Keutamaan Menyadari Kelemahan Diri dalam Ibadah
قَالَ الإِمَامُ أَحْمَدُ بْنُ زَيْنٍ الْحَبشِيُّ رَضِيَ اللهُ عَنْهُ
إِذَا لَمْ يَتَيَسَّرْ لِلْإِنْسَانِ الحُضُورُ فِي صَلَاتِهِ مَثَلًا وَعَجَزَ عَنْ ذَلِكَ، فَيَنْبَغِي لَهُ أَنْ يَسْتَحْضِرَ فِي نَفْسِهِ عَجْزَهُ وَقُصُورَهُ عَنِ الحُضُورِ، وَأَنَّهُ لَوْ كَانَ قَوِيًا لَحَمَّلَ نَفْسَهُ وَكَلَّفَهَا الحُضُورَ، فَرُبَّمَا كَانَ ذَلِكَ المَشْهَدُ أَنْفَعَ لَهُ مِنْ حُضُورِهِ، بَلْ ذَلِكَ عَيْنُ الحُضُورِ مَعَ اللهِ عَزَّ وَجَلَّ.
Berkata Imam Ahmad bin Zain Al-Habsyi Ra
Jika seseorang tidak mampu khusyuk dalam shalatnya (misalnya)
dan tidak bisa mengusahakannya, maka hendaknya ia menyadari dalam dirinya bahwa ia lemah dan tidak sanggup untuk khusyuk.
Ia juga harus meyakini bahwa seandainya ia kuat,
pasti ia akan memaksakan diri untuk khusyuk.
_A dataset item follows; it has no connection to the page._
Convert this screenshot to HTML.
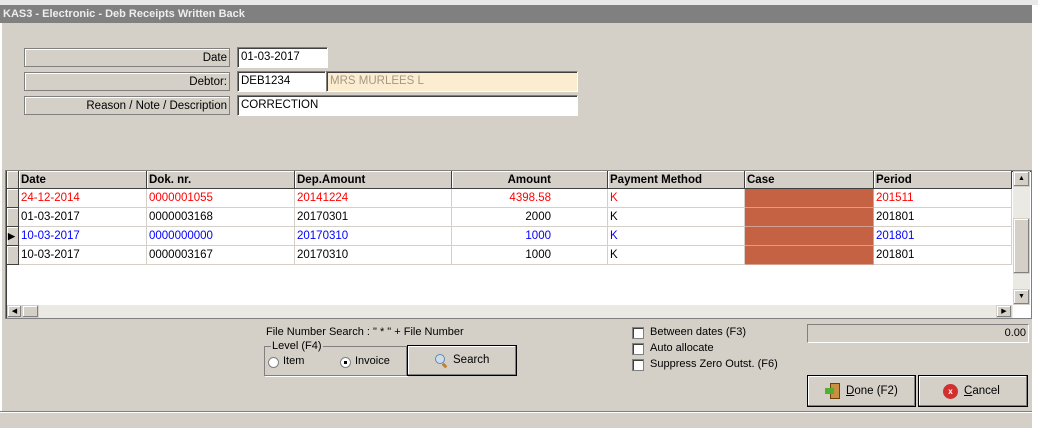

Bisa jadi keadaan seperti ini (kesadaran akan kelemahan diri) lebih bermanfaat baginya daripada sekadar khusyuk.
Bahkan,
ini hakikatnya adalah khusyuk yang sejati bersama Allah Ta’ala.